Мари еще больше уделяла времени рисованию. На ее картинах чуть изменились краски. Цвета стали менее яркими, но картины сделались гораздо более выразительны. Бертольд предложил одну из акварелей повесить у себя в кабинете. Она выбрала картину с эдельвейсом, долго подбирала место с наилучшим освещением и вообще казалась опять прежней Мари. Бертольд почувствовал облегчение. Конечно, вначале все было тяжело, но теперь, слава Богу, все позади. Мари, резко повзрослевшая за последние полгода, в свои четырнадцать лет превратилась из подростка в юную фрейлину. Пожалуй, она была немного худа и бледна, но, в общем, выглядела очень привлекательной. Он вдруг вспомнил, что обещал отправить дочь на пасхальные каникулы в Вену. Мари подтвердила, что хотела бы съездить к бабушке и дедушке и спросила, может ли ее сопровождать Лизхен.
– Да, конечно – ответил Бертольд, внутренне сожалея, что в праздники Мари не будет дома.
И он решил приурочить свои дела в Вене к дням, когда планировалась поездка дочери. У него были достаточно хорошие отношения с бывшими тестем и тещей, он всегда с удовольствием наносил им визиты. Они не виделись после его свадьбы, но он не испытал никакого дискомфорта по поводу женитьбы. Родители Мадлен много раз говорили Бертольду, что ему надо устраивать свою судьбу и не надо оставаться так долго одному. Так ведь и произошло: он женился, счастлив с Магдой. Но когда он переступил порог венского дома и увидел взгляд Мадлен, устремленный на него с портрета, висевшего на стене, что-то внутри защемило так сильно, что он еле удержался на ногах. Хорошо, что в это время все были заняты Мари, и никто не обратил на него внимания. Их ждал праздничный ужин, за которым Бертольд не знал, как себя вести. До женитьбы он не придерживался постов, ограничиваясь хождением в церковь по праздникам. Сейчас Магда, соблюдая все законы католической церкви, приобщила его не только к воскресным мессам и исповедям, но и к постам, и Бертольду неловко было видеть этот молочно-мясной стол перед Пасхой. Сославшись на плохое самочувствие, он попросил для себя что-нибудь вегетарианское. Лизхен взялась приготовить ему что-нибудь легкое, и ужин из-за этого задержался на полчаса.
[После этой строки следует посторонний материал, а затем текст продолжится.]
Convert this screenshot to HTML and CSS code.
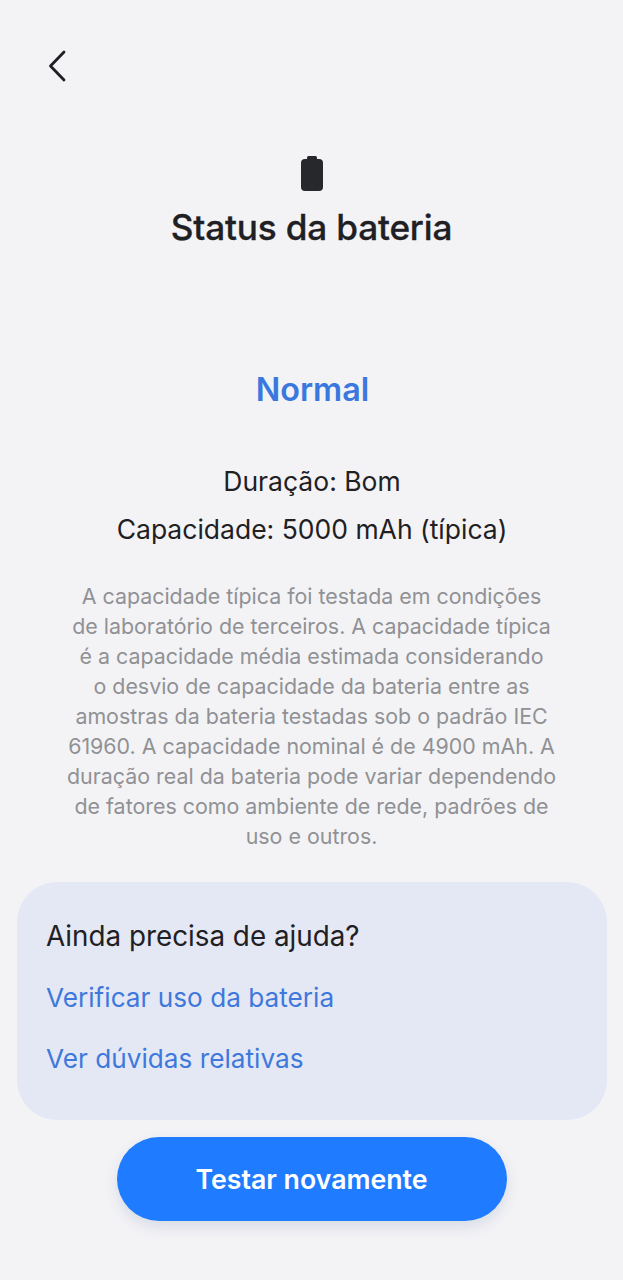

Они разговорились. Бертольда спросили, как чувствует себя Магда, и пожелали ей самого наилучшего. Потом стали расспрашивать Мари о школе, об уроках живописи. Она говорила без умолку. Было такое чувство, что из нее выплескивалось все, что она не договаривала последние полгода. Бертольд про себя отметил, что, наверное, мало уделял ей внимания в последнее время.
Позднее, когда Мари ушла спать, они продолжили разговор втроем. Ильза, мать Мадлен, сказала ему, что девочка очень повзрослела и выросла, стала просто очаровательной, но слишком бледна.
– Кстати, давно ли ты показывал ее врачу? – вдруг спросила она.
После смерти Мадлен она все время настаивала, чтобы девочку каждый год обследовали. У Мари ничего не находили, но Бертольд каждый год продолжал водить ее по врачам.
Фрау Ильзе сообщила, что она, узнав о приезде внучки, поговорила со своей приятельницей, сын которой был преуспевающим кардиологом. Он работает в больнице и имеет частную клинику. К нему трудно попасть без предварительной записи, но приятельница обещала Ильзе, что все устроит. Бертольд знал, о ком идет речь. Он помнил Генриха еще с тех пор, когда тот был в возрасте Мари. И вот уже врач. Боже, как быстро летит время!
Визит к Генриху не внес ничего нового в их жизнь. Внимательно проверив Мари, Генрих сказал, что она абсолютно здорова и нет повода для волнений. Бертольд со спокойным сердцем оставил дочку у бабушки и дедушки и вернулся в Зальцбург.